Love and discipline go together. We have a saying in Tamil which I would like to translate in English, that "The hand that beats is the hand that hugs." Why I am saying this is, that love and discipline are really two sides of the same coin. What this saying in Tamil means, that the hand that beats is the hand that hugs, should be clear - that only one who loves will be bold enough to also discipline, correct. And in a person or in a society, when this ability to correct is lost, that means love is also lost.

Without this basic structure of love supporting discipline in guiding a new life through its course, that life is a wasted life. When the mother conceives, she has to be disciplined. She must not smoke, drink, or take drugs. Because there is a child growing up in her, a new life. If you love that child, if the child is born out of love, you will discipline yourself. After all, by your actions you are protecting the child which is growing in the womb. Is it not logical to continue that protection and guidance after the child has become independent of you physically, but not emotionally, not in a life-living way?

If you want to correct other people, the foundation of that ability to correct, that willingness to correct, the love alone that can make you correct others, is to discipline yourself first. Otherwise it will not work. Absolutely. So we come back to the purpose of Sahaj Marg: that if each one of you here is not willing to correct yourself, you have no right, no authority, to correct others. You have no moral right to correct others. You lose the ability to correct others. You lose the ability even to correct yourself - you have already lost it. He who would help others must help himself first to be strong. If I want to cure sick people, I must be able to be a doctor myself first. If I wish to give money in charity, I must earn money first. If I want to teach people, I must teach myself first. Always.

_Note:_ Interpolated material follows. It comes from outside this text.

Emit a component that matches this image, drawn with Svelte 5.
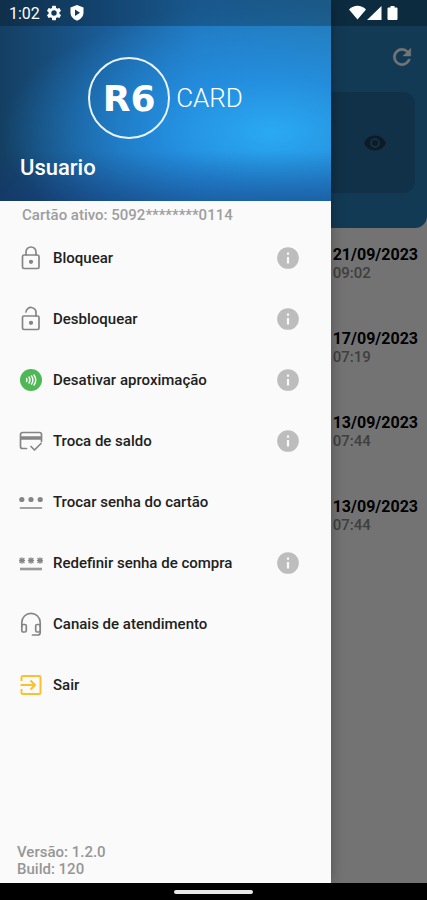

It is love alone which can give the ability to correct, the ability to teach in the right way, and the ability to discipline. And such love comes out and shines only when it is backed by self-discipline of the one who is giving this corrective discipline, because that alone gives you the moral courage, the moral faith, the moral right to discipline others. So, there is no use if there is love not backed by discipline. Authoritarian discipline is easy to enforce but difficult to uphold, whereas discipline growing out of love is self-maintained, self-created. We are not disciplined by the outside, but we become disciplined ourselves. We accept it as a necessity with which to guide our lives.

It is the love that God has for us that is transmitted, and it is that love which makes us grow. And that is why there is no compulsory discipline in Sahaj Marg; because love cannot demand or force; love must evoke. Therefore even the Ten Maxims tell us only what to do and leave it to us to do it when we have developed sufficient love for the Master and for our Goal.